La Région considère qu'elle n'a pas été associée (...) dans les modalités de recrutement de la direction", nous indique, dans une réponse lapidaire, l'intéressée. Contactée à deux reprises par les rédactions de France 3 Normandie (Rouen et Caen), elle n'a pas souhaité en dire plus. "La Région a choisi de prendre en otage - le terme est peut-être un peu fort - son propre établissement public, son propre service public en le bloquant et en bloquant toute discussion avec celui-ci", déplore Lancelot Rétif. "On n’est vraiment pas dans une question financière puisque ces sommes sont votées dans le budget de la Région. C’est un blocage politique qui met en danger la structure, les artistes et les personnels."

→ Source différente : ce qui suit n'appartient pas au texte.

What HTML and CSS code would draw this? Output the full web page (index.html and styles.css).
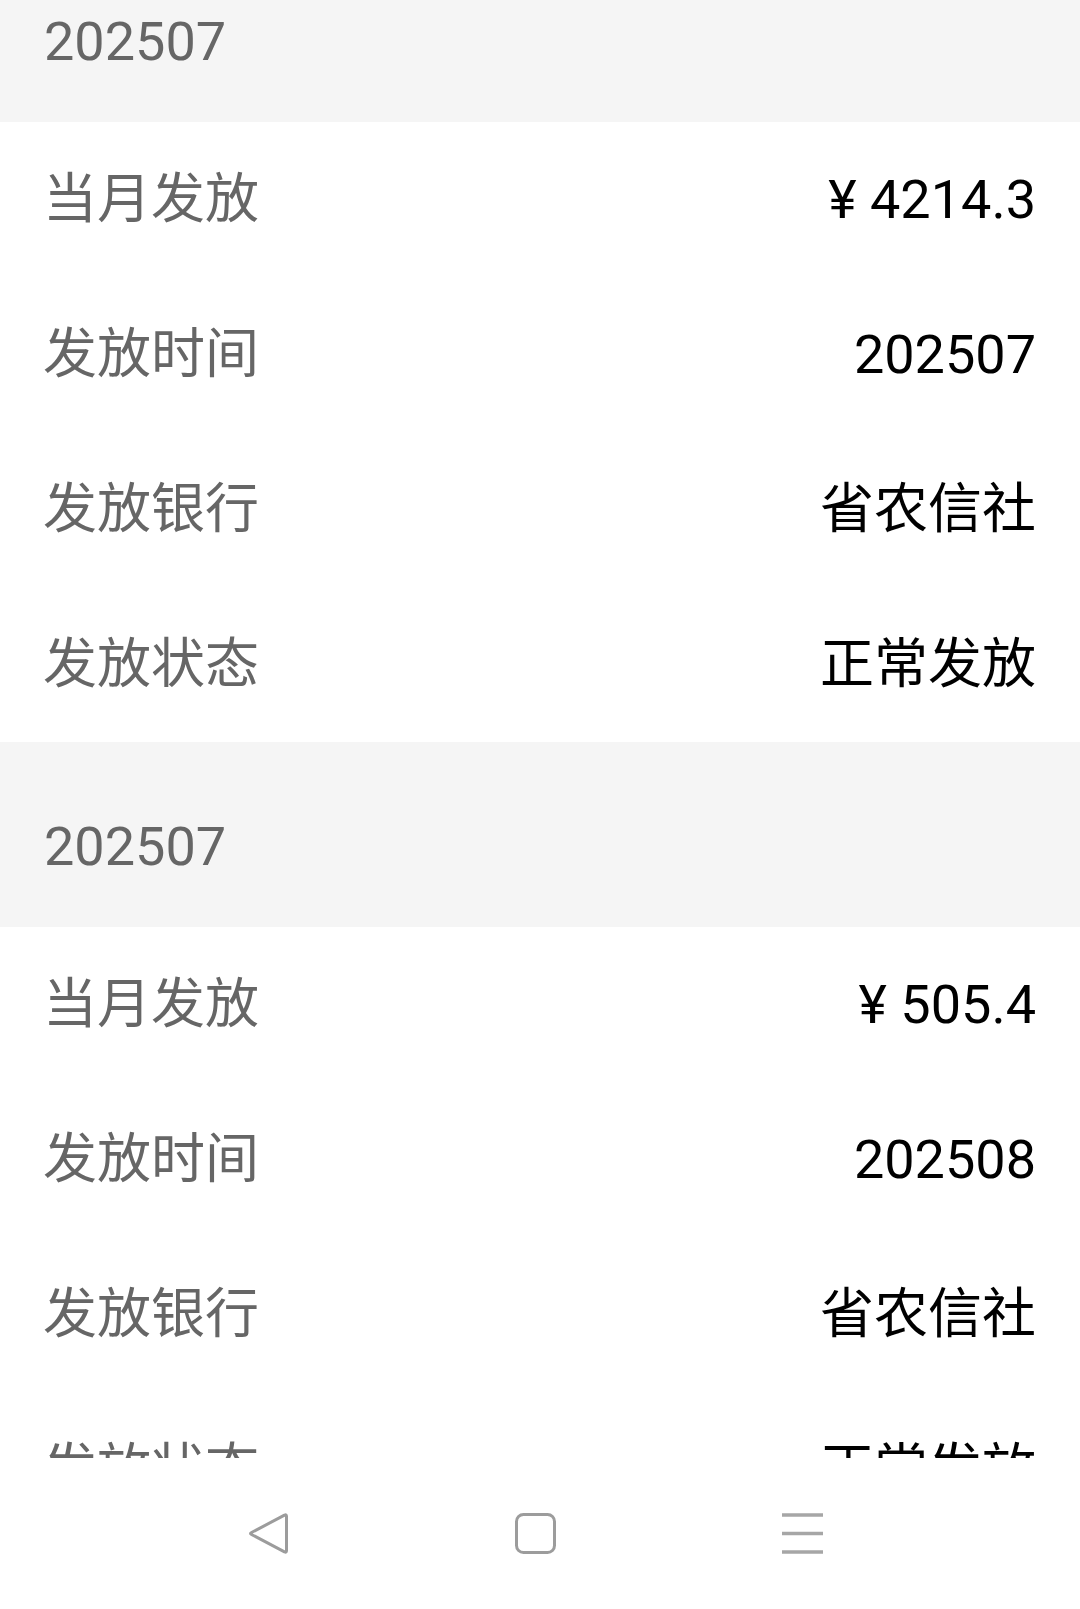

Le festival Spring en danger ?
Selon les responsables du théatre-cirque, en plus de fragiliser les deux sites, la situation fait peser une lourde menace sur l'avenir et le festival Spring, symbole de la coopération entre Elbeuf et La Brèche. "Nous avons un poste de coordination du festival Spring qui est en stand-by pour l’instant et on ne sait pas si on pourra réaliser l'édition 2025", s'alarme Hélène Cadiou. "Ce qui va finir par être menacé, c’est finalement un festival de cirque qui, à l’échelle d’une région, est quelque chose d’assez exceptionnel, quelque chose qu’a co-construit la Région et accompagné pendant 12 ans. C’est assez surprenant qu’aujourd’hui ils mettent ce festival en fragilité", estime Lancelot Rétif.
En fin de journée ce mercredi 11 septembre, la Région daigne enfin sortir de son silence et indique dans un communiqué vouloir défendre l'avenir du festival Spring. "Il est devenu ces dix dernières années l’un des trois premiers festivals de cirque en France et un des plus importants festivals de cirque en Europe." Un succès qu'elle estime découler de l'ancienne organisation, celle d'une direction unique. "La coopération très étroite entre ces deux établissements complémentaires, impulsée par cette direction sous le nom de « Plateforme 2 pôles cirque en Normandie », leur a permis de devenir les piliers d'un accompagnement et d’une diffusion du cirque contemporain à l'échelle régionale qui n'ont que peu d'exemples en France."
"Une posture coercitive de l'Etat"
La Région Normandie refuse d'endosser le mauvais rôle dans ce dossier : "l’Etat a imposé son choix unilatéral de recruter deux directions (...) Depuis la fin 2023, la Région alerte sur les risques que cette décision fait courir à la pérennité de la coopération entre les deux pôles cirque." Et de justifier la suspension des financements comme "le seul moyen restant à sa disposition pour lutter contre la posture coercitive de l'Etat. " Mise en cause par les deux pôles cirque, la Région Normandie leur conseille de s'adresser au ministère de la culture.
La prochaine édition du festival Spring (la 16e), intitulée "Faire corps avec le monde", doit avoir lieu du 5 mars au 16 avril 2025.